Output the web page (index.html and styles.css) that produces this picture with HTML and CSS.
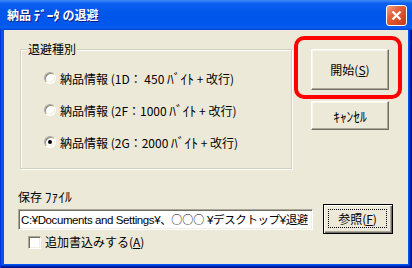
FILE: index.html
```html
<!DOCTYPE html>
<html lang="ja">
<head>
<meta charset="utf-8">
<title>納品 ﾃﾞｰﾀ の退避</title>
<link rel="stylesheet" href="styles.css">
</head>
<body>
<div class="window">
  <div class="titlebar">
    <span class="title">納品 <span class="hk">ﾃﾞｰﾀ</span> の退避</span>
    <span class="close"><svg width="13" height="13" viewBox="0 0 13 13"><path d="M2.5 2.5 L10.5 10.5 M10.5 2.5 L2.5 10.5" stroke="#fff" stroke-width="2.3" fill="none"/></svg></span>
  </div>
  <div class="frame">
    <div class="content">
      <div class="top">
        <fieldset class="group">
          <legend>退避種別</legend>
          <div class="opt"><span class="radio"></span><span>納品情報 (1D： 450 <span class="hk">ﾊﾞｲﾄ</span> + 改行)</span></div>
          <div class="opt"><span class="radio"></span><span>納品情報 (2F：1000 <span class="hk">ﾊﾞｲﾄ</span> + 改行)</span></div>
          <div class="opt"><span class="radio checked"></span><span>納品情報 (2G：2000 <span class="hk">ﾊﾞｲﾄ</span> + 改行)</span></div>
        </fieldset>
        <div class="actions">
          <div class="btn start">開始(<u>S</u>)</div>
          <div class="btn cancel"><span class="hk">ｷｬﾝｾﾙ</span></div>
          <div class="highlight"></div>
        </div>
      </div>
      <div class="file">
        <div class="file-label">保存 <span class="hk">ﾌｧｲﾙ</span></div>
        <div class="file-row">
          <div class="field">C:¥Documents and Settings¥、<span class="cjk">○○○</span> ¥デスクトップ¥退避</div>
          <div class="btn browse"><span class="focus">参照(<u>F</u>)</span></div>
        </div>
        <div class="check-row"><span class="checkbox"></span><span>追加書込みする(<u>A</u>)</span></div>
      </div>
    </div>
  </div>
</div>
</body>
</html>
```

FILE: styles.css
```css
* { box-sizing: border-box; }
body {
  margin: 0;
  font: 12px/14px "Noto Sans CJK JP", "Noto Sans", sans-serif;
  color: #000;
}
.hk { font-size: 13.5px; }
.window {
  width: 412px;
  height: 268px;
  display: flex;
  flex-direction: column;
}
.titlebar {
  height: 30px;
  flex: none;
  display: flex;
  align-items: center;
  justify-content: space-between;
  padding: 0 5px 0 7px;
  background: linear-gradient(180deg, #3d8cf5 0%, #0a5ff0 12%, #0055ea 45%, #0058ee 85%, #0a5ff0 92%, #0043d4 100%);
}
.title {
  color: #fff;
  font-weight: bold;
  font-size: 12px;
  text-shadow: 1px 1px #0a1e8a;
}
.title .hk { font-size: 13px; }
.close {
  width: 21px;
  height: 21px;
  border: 1px solid #fff;
  border-radius: 3px;
  background: linear-gradient(135deg, #f3a486 0%, #e2643e 35%, #d64a22 70%, #c23a12 100%);
  display: flex;
  align-items: center;
  justify-content: center;
}
.close svg { display: block; }
.frame {
  flex: 1;
  display: flex;
  padding: 0 4px 4px;
  background: #0055ea;
  box-shadow: inset 1px 0 #0831d9, inset -1px -1px #00138c, inset -2px -2px #001ea0, inset -3px -3px #003bda;
}
.content {
  flex: 1;
  background: #ece9d8;
}
.top {
  display: flex;
  align-items: flex-start;
}
.group {
  margin: 12px 0 0 16px;
  width: 272px;
  min-inline-size: 0;
  padding: 6px 0 10px 23px;
  border: 1px solid #d0d0bf;
  box-shadow: 1px 1px 0 #fff, inset 1px 1px 0 #fff;
}
.group legend {
  margin-left: -17px;
  padding: 0 1px;
  background: #ece9d8;
}
.opt {
  height: 32px;
  display: flex;
  align-items: center;
  gap: 4px;
}
.radio {
  width: 12px;
  height: 12px;
  border-radius: 50%;
  background: #fff;
  border: 1px solid;
  border-color: #aca899 #fff #fff #aca899;
  box-shadow: inset 1px 1px #8a887c, inset -1px -1px #f1efe2;
  display: flex;
  align-items: center;
  justify-content: center;
}
.radio.checked::after {
  content: "";
  width: 4px;
  height: 4px;
  border-radius: 50%;
  background: #000;
}
.actions {
  position: relative;
  margin: 19px 0 0 19px;
  width: 78px;
}
.btn {
  width: 78px;
  display: flex;
  align-items: center;
  justify-content: center;
  background: #ece9d8;
  border: 1px solid;
  border-color: #fff #716f64 #716f64 #fff;
  box-shadow: inset -1px -1px #aca899, inset 1px 1px #f7f5ec;
}
.btn u { text-underline-offset: 1px; }
.start { height: 41px; }
.cancel { height: 29px; margin-top: 11px; }
.highlight {
  position: absolute;
  left: -17px;
  top: -13px;
  width: 108px;
  height: 63px;
  border: 4px solid #ff0000;
  border-radius: 10px;
}
.file {
  margin: 20px 0 0 14px;
}
.file-label {
  height: 14px;
}
.file-row {
  margin-top: 1px;
  height: 30px;
  display: flex;
  align-items: center;
}
.field {
  width: 295px;
  height: 21px;
  background: #fff;
  border: 1px solid;
  border-color: #aca899 #fff #fff #aca899;
  box-shadow: inset 1px 1px #716f64, inset -1px -1px #f1efe2;
  padding: 2px 0 0 2px;
  white-space: nowrap;
  overflow: hidden;
  font-family: "Liberation Sans", "Noto Sans CJK JP", sans-serif;
  font-size: 11.5px;
  letter-spacing: -0.4px;
}
.field .cjk {
  font-family: "Noto Sans CJK JP", sans-serif;
  font-size: 11px;
  letter-spacing: 0;
}
.browse {
  width: 70px;
  height: 30px;
  margin-left: 10px;
  border: 1px solid #000;
  box-shadow: inset 1px 1px #fff, inset -1px -1px #716f64, inset -2px -2px #aca899;
  padding: 4px 5px 5px 4px;
}
.focus {
  flex: 1;
  align-self: stretch;
  display: flex;
  align-items: center;
  justify-content: center;
  border: 1px dotted #000;
}
.check-row {
  margin-top: 1px;
  display: flex;
  align-items: center;
  gap: 4px;
  padding-left: 10px;
  height: 14px;
}
.checkbox {
  width: 13px;
  height: 13px;
  background: #fff;
  border: 1px solid;
  border-color: #aca899 #fff #fff #aca899;
  box-shadow: inset 1px 1px #716f64, inset -1px -1px #f1efe2;
}
```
════════
Transcribe the full listing above exactly, with the images removed.

Exercise solution:
Output the web page (index.html and styles.css) that produces this picture with HTML and CSS.
FILE: index.html
```html
<!DOCTYPE html>
<html lang="ja">
<head>
<meta charset="utf-8">
<title>納品 ﾃﾞｰﾀ の退避</title>
<link rel="stylesheet" href="styles.css">
</head>
<body>
<div class="window">
  <div class="titlebar">
    <span class="title">納品 <span class="hk">ﾃﾞｰﾀ</span> の退避</span>
    <span class="close"><svg width="13" height="13" viewBox="0 0 13 13"><path d="M2.5 2.5 L10.5 10.5 M10.5 2.5 L2.5 10.5" stroke="#fff" stroke-width="2.3" fill="none"/></svg></span>
  </div>
  <div class="frame">
    <div class="content">
      <div class="top">
        <fieldset class="group">
          <legend>退避種別</legend>
          <div class="opt"><span class="radio"></span><span>納品情報 (1D： 450 <span class="hk">ﾊﾞｲﾄ</span> + 改行)</span></div>
          <div class="opt"><span class="radio"></span><span>納品情報 (2F：1000 <span class="hk">ﾊﾞｲﾄ</span> + 改行)</span></div>
          <div class="opt"><span class="radio checked"></span><span>納品情報 (2G：2000 <span class="hk">ﾊﾞｲﾄ</span> + 改行)</span></div>
        </fieldset>
        <div class="actions">
          <div class="btn start">開始(<u>S</u>)</div>
          <div class="btn cancel"><span class="hk">ｷｬﾝｾﾙ</span></div>
          <div class="highlight"></div>
        </div>
      </div>
      <div class="file">
        <div class="file-label">保存 <span class="hk">ﾌｧｲﾙ</span></div>
        <div class="file-row">
          <div class="field">C:¥Documents and Settings¥、<span class="cjk">○○○</span> ¥デスクトップ¥退避</div>
          <div class="btn browse"><span class="focus">参照(<u>F</u>)</span></div>
        </div>
        <div class="check-row"><span class="checkbox"></span><span>追加書込みする(<u>A</u>)</span></div>
      </div>
    </div>
  </div>
</div>
</body>
</html>
```

FILE: styles.css
```css
* { box-sizing: border-box; }
body {
  margin: 0;
  font: 12px/14px "Noto Sans CJK JP", "Noto Sans", sans-serif;
  color: #000;
}
.hk { font-size: 13.5px; }
.window {
  width: 412px;
  height: 268px;
  display: flex;
  flex-direction: column;
}
.titlebar {
  height: 30px;
  flex: none;
  display: flex;
  align-items: center;
  justify-content: space-between;
  padding: 0 5px 0 7px;
  background: linear-gradient(180deg, #3d8cf5 0%, #0a5ff0 12%, #0055ea 45%, #0058ee 85%, #0a5ff0 92%, #0043d4 100%);
}
.title {
  color: #fff;
  font-weight: bold;
  font-size: 12px;
  text-shadow: 1px 1px #0a1e8a;
}
.title .hk { font-size: 13px; }
.close {
  width: 21px;
  height: 21px;
  border: 1px solid #fff;
  border-radius: 3px;
  background: linear-gradient(135deg, #f3a486 0%, #e2643e 35%, #d64a22 70%, #c23a12 100%);
  display: flex;
  align-items: center;
  justify-content: center;
}
.close svg { display: block; }
.frame {
  flex: 1;
  display: flex;
  padding: 0 4px 4px;
  background: #0055ea;
  box-shadow: inset 1px 0 #0831d9, inset -1px -1px #00138c, inset -2px -2px #001ea0, inset -3px -3px #003bda;
}
.content {
  flex: 1;
  background: #ece9d8;
}
.top {
  display: flex;
  align-items: flex-start;
}
.group {
  margin: 12px 0 0 16px;
  width: 272px;
  min-inline-size: 0;
  padding: 6px 0 10px 23px;
  border: 1px solid #d0d0bf;
  box-shadow: 1px 1px 0 #fff, inset 1px 1px 0 #fff;
}
.group legend {
  margin-left: -17px;
  padding: 0 1px;
  background: #ece9d8;
}
.opt {
  height: 32px;
  display: flex;
  align-items: center;
  gap: 4px;
}
.radio {
  width: 12px;
  height: 12px;
  border-radius: 50%;
  background: #fff;
  border: 1px solid;
  border-color: #aca899 #fff #fff #aca899;
  box-shadow: inset 1px 1px #8a887c, inset -1px -1px #f1efe2;
  display: flex;
  align-items: center;
  justify-content: center;
}
.radio.checked::after {
  content: "";
  width: 4px;
  height: 4px;
  border-radius: 50%;
  background: #000;
}
.actions {
  position: relative;
  margin: 19px 0 0 19px;
  width: 78px;
}
.btn {
  width: 78px;
  display: flex;
  align-items: center;
  justify-content: center;
  background: #ece9d8;
  border: 1px solid;
  border-color: #fff #716f64 #716f64 #fff;
  box-shadow: inset -1px -1px #aca899, inset 1px 1px #f7f5ec;
}
.btn u { text-underline-offset: 1px; }
.start { height: 41px; }
.cancel { height: 29px; margin-top: 11px; }
.highlight {
  position: absolute;
  left: -17px;
  top: -13px;
  width: 108px;
  height: 63px;
  border: 4px solid #ff0000;
  border-radius: 10px;
}
.file {
  margin: 20px 0 0 14px;
}
.file-label {
  height: 14px;
}
.file-row {
  margin-top: 1px;
  height: 30px;
  display: flex;
  align-items: center;
}
.field {
  width: 295px;
  height: 21px;
  background: #fff;
  border: 1px solid;
  border-color: #aca899 #fff #fff #aca899;
  box-shadow: inset 1px 1px #716f64, inset -1px -1px #f1efe2;
  padding: 2px 0 0 2px;
  white-space: nowrap;
  overflow: hidden;
  font-family: "Liberation Sans", "Noto Sans CJK JP", sans-serif;
  font-size: 11.5px;
  letter-spacing: -0.4px;
}
.field .cjk {
  font-family: "Noto Sans CJK JP", sans-serif;
  font-size: 11px;
  letter-spacing: 0;
}
.browse {
  width: 70px;
  height: 30px;
  margin-left: 10px;
  border: 1px solid #000;
  box-shadow: inset 1px 1px #fff, inset -1px -1px #716f64, inset -2px -2px #aca899;
  padding: 4px 5px 5px 4px;
}
.focus {
  flex: 1;
  align-self: stretch;
  display: flex;
  align-items: center;
  justify-content: center;
  border: 1px dotted #000;
}
.check-row {
  margin-top: 1px;
  display: flex;
  align-items: center;
  gap: 4px;
  padding-left: 10px;
  height: 14px;
}
.checkbox {
  width: 13px;
  height: 13px;
  background: #fff;
  border: 1px solid;
  border-color: #aca899 #fff #fff #aca899;
  box-shadow: inset 1px 1px #716f64, inset -1px -1px #f1efe2;
}
```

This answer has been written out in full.